### Stored data
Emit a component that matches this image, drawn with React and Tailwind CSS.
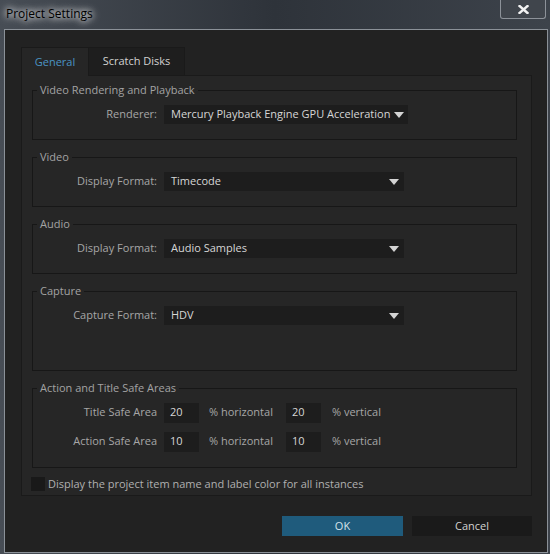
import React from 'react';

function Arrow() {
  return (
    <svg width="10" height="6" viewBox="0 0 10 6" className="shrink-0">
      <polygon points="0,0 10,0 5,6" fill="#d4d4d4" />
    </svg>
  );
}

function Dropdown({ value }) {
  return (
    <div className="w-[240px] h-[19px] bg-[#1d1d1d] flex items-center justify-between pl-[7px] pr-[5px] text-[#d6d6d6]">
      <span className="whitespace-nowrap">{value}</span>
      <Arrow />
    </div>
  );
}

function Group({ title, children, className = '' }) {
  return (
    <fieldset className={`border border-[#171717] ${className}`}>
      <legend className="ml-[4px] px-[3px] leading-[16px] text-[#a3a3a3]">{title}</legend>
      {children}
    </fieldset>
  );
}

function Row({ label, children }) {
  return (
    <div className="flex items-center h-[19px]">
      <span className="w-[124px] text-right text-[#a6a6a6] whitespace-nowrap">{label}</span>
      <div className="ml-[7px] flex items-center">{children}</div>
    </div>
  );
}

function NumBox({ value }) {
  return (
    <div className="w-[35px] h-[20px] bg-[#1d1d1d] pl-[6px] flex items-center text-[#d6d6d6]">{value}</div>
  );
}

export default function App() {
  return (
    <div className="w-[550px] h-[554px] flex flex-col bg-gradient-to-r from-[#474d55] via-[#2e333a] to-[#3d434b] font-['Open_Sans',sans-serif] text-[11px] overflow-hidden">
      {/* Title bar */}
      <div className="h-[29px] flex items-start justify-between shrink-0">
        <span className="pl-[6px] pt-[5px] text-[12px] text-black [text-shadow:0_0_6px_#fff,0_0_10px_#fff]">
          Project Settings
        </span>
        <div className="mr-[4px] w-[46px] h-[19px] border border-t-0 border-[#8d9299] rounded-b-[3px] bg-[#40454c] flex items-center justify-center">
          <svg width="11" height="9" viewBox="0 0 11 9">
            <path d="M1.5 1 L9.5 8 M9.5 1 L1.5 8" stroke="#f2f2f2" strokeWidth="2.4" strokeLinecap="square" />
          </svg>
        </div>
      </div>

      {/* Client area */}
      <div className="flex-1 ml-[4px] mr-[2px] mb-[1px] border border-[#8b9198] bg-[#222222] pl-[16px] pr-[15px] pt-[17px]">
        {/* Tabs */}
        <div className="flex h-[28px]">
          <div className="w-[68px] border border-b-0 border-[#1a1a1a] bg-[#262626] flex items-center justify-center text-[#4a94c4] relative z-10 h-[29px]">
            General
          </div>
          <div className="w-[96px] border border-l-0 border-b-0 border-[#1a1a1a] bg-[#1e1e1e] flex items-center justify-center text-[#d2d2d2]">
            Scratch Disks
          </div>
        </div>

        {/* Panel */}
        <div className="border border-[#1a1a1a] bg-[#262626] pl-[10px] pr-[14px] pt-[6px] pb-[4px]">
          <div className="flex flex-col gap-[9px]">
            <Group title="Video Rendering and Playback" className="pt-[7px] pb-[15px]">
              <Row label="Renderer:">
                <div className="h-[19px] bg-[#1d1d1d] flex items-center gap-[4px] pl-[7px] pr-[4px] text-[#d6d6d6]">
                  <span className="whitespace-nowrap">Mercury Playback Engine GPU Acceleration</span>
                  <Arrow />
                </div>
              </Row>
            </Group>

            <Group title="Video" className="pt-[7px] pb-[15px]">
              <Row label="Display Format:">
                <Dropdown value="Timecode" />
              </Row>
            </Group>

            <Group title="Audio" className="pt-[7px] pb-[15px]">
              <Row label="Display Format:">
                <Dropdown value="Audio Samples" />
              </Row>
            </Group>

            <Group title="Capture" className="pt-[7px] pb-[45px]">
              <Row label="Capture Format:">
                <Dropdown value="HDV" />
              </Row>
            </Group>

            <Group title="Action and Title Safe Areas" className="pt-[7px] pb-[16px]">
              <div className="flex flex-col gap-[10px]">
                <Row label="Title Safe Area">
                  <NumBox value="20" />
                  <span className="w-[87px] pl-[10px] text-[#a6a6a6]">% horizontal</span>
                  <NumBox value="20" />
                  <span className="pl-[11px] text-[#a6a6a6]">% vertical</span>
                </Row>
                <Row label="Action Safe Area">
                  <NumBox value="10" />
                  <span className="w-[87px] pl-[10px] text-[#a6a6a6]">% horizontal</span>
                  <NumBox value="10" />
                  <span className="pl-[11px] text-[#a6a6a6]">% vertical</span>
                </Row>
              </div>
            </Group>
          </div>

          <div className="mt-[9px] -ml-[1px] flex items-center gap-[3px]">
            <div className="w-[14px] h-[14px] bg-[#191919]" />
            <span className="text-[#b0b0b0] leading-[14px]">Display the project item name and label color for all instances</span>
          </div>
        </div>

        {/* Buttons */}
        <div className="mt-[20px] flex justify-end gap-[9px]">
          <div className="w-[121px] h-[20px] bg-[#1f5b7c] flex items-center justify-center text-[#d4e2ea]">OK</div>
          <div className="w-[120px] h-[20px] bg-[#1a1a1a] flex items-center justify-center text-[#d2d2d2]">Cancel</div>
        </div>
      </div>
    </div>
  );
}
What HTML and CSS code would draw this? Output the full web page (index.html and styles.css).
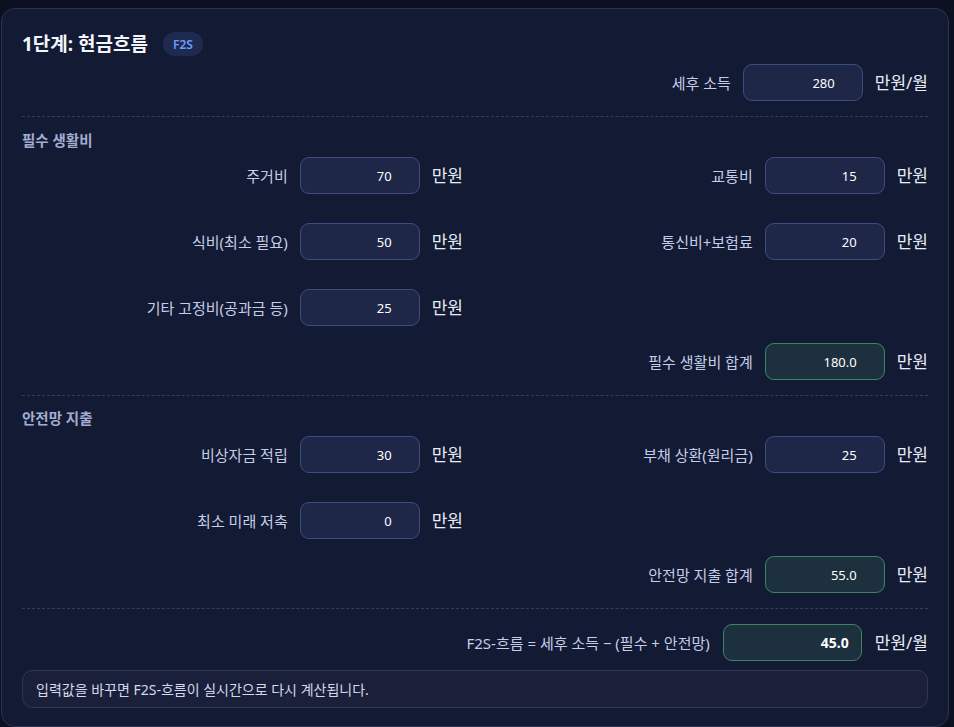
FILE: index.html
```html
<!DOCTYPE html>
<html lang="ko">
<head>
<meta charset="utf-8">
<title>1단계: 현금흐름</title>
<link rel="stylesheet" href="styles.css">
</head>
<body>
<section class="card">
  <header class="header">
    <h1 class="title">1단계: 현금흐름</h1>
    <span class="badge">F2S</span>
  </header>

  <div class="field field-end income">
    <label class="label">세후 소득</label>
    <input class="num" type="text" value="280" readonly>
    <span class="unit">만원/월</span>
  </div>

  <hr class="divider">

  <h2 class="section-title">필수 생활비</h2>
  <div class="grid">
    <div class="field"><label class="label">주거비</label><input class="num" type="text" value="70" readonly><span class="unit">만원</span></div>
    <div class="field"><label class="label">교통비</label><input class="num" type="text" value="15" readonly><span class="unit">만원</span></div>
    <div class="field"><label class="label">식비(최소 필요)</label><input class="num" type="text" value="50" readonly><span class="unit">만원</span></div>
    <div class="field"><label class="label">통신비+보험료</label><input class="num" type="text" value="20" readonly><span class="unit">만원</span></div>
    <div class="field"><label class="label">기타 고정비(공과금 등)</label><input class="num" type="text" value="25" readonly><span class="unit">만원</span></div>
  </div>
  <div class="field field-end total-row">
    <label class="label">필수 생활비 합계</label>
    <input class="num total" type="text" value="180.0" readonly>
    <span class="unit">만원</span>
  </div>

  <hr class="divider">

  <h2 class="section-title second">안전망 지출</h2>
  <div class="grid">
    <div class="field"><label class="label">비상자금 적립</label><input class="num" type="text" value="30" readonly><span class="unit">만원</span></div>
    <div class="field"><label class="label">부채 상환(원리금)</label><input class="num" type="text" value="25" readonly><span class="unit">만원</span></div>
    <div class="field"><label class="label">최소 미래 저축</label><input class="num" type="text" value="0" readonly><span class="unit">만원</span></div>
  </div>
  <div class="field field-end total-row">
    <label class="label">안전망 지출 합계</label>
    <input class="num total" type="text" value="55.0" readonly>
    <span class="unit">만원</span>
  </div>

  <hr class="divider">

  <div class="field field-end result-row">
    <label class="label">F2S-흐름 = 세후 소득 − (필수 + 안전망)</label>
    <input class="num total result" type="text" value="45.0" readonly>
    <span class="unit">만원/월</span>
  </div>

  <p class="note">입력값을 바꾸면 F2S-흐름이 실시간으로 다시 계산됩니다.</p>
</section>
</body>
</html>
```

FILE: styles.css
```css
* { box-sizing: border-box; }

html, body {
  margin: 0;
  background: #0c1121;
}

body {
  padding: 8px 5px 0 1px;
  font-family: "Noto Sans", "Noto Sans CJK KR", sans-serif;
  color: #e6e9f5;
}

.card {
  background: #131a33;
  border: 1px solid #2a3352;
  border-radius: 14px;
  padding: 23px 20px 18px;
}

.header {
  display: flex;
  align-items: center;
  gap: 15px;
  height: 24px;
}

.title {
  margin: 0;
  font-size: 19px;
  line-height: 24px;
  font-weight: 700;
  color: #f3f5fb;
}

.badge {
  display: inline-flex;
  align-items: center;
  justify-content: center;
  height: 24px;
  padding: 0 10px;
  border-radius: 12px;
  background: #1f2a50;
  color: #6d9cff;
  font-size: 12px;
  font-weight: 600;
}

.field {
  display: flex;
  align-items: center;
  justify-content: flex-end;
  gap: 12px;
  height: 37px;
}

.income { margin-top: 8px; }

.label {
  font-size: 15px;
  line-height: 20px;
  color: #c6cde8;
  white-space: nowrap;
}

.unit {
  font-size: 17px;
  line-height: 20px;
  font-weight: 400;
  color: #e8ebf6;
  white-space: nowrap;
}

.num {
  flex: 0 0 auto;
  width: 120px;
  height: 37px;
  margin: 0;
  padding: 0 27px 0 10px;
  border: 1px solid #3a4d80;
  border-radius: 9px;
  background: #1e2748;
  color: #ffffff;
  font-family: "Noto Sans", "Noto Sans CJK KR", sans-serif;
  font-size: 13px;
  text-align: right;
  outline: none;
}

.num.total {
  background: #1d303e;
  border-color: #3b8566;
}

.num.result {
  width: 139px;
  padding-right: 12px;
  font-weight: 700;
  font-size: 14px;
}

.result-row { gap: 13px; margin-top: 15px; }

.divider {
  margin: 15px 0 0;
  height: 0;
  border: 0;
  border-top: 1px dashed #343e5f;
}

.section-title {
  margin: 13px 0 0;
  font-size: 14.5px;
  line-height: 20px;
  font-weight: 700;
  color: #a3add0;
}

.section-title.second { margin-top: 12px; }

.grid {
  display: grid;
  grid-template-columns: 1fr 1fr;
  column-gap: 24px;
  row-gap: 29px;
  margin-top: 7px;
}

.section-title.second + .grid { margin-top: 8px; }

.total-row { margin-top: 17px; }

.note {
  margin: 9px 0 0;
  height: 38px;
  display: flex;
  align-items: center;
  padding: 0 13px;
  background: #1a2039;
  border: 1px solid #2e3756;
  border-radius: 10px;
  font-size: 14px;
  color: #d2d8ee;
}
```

### Requirements
Write out again, exactly, the lines from the start of the listing up to the line containing "import React from 'react';", with both ends and without pictures.

### Written answer
Emit a component that matches this image, drawn with React and Tailwind CSS.
import React from 'react';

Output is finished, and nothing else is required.